In your casting, you went to the top -- of horror, and to the top of... nudity. How was it deciding to pick up the phone and say, yeah, we want Jenna Jameson, or yeah, we want Robert Englund.

With our other little horror film, we're using MySpace a lot to market it. And we were getting people -- I'm sure it wasn't actually them, but it was their fan pages -- we were getting some interesting people who were becoming our friends on this little page. So we decided, hey, let's go ahead and try talk to these people. And Jenna was one of them. She's a huge horror fan.

So Jenna was on MySpace, and you contacted her through MySpace?

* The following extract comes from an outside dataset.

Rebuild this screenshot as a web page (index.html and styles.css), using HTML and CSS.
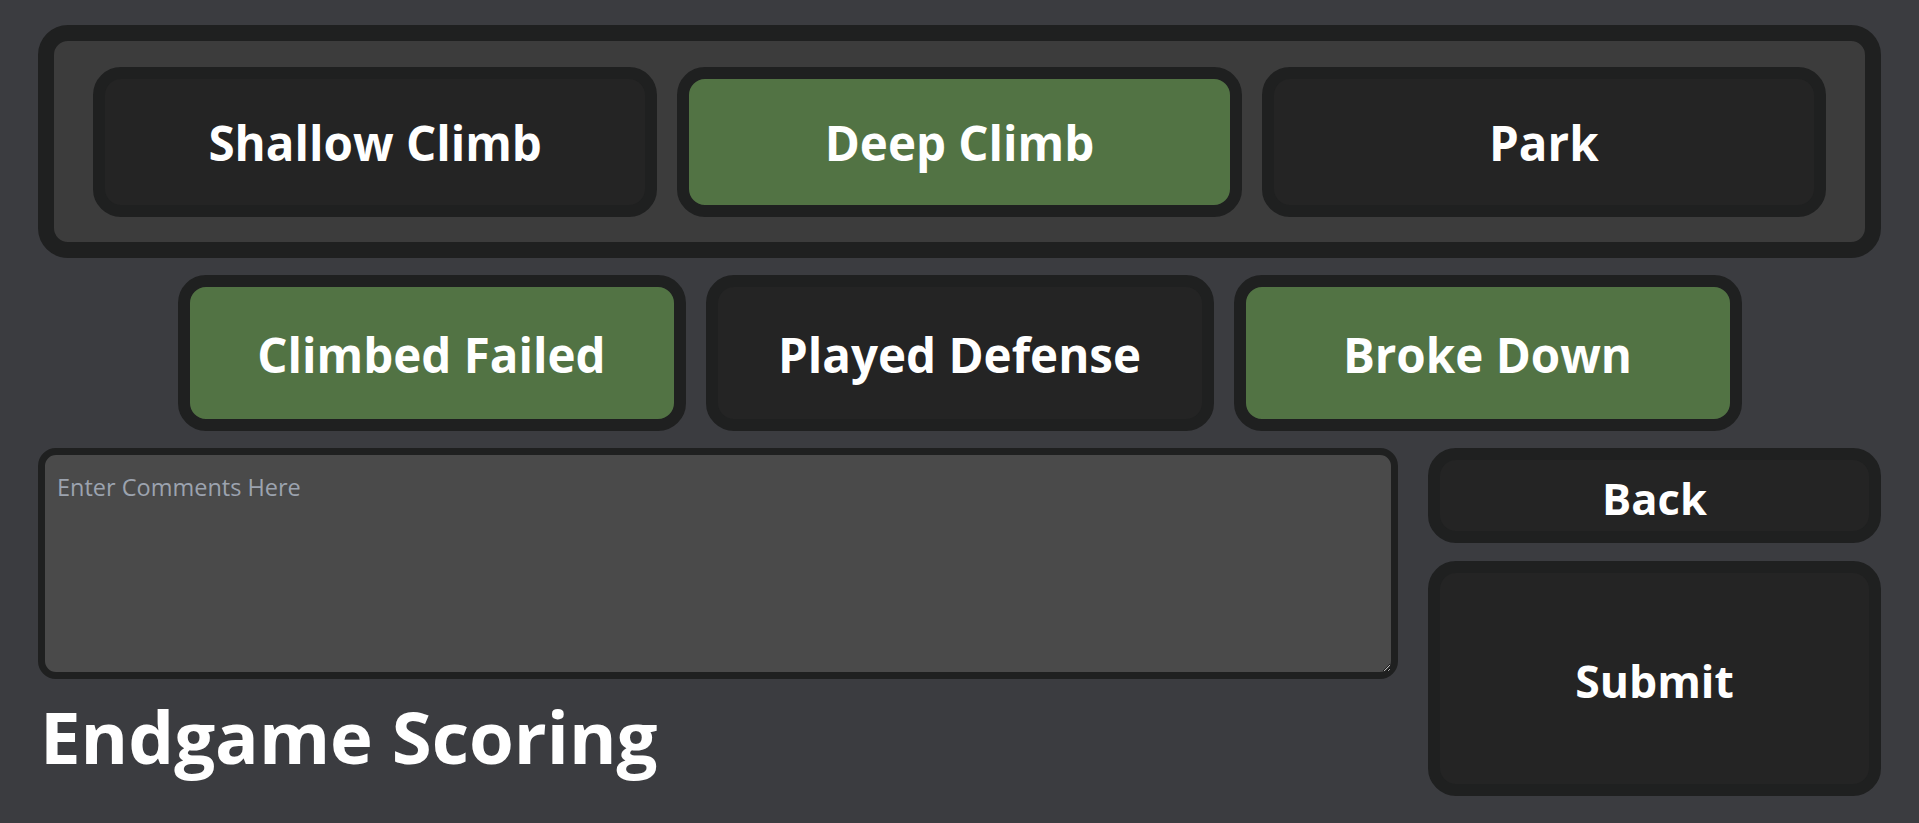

It wasn't through MySpace, but it was took getting Jenna Jameson wanting to be our friend on MySpace, going, well hey, wait a minute, here's an idea -- these are the people who are into the horror world. We sent the script to her, tried to get hooked up through her manager at the time, and it was really tough, but she read the script and just based on the script agreed to do it. But it was seeing that she was on the cover of a horror film, and the DVD was in Blockbuster -- and she was only in the film for five minutes. So knowing her politics, knowing that probably politically she would want to make a statement along with us, and knowing that she could market a film even though she was only in it for five minutes, well, this was the perfect opportunity. Or the perfect person to go to with a film like this. And when I met the Sony exec for the first time, the first thing he said to me was, "Jenna Jameson, zombie strippers, this film for us is a no-brainer!" And I said, OK, well apparently that was the right decision to make, because at first we were warned to not use Jenna Jameson in the film because no one would want to touch the film, but Sony couldn't wait to get ahold of it.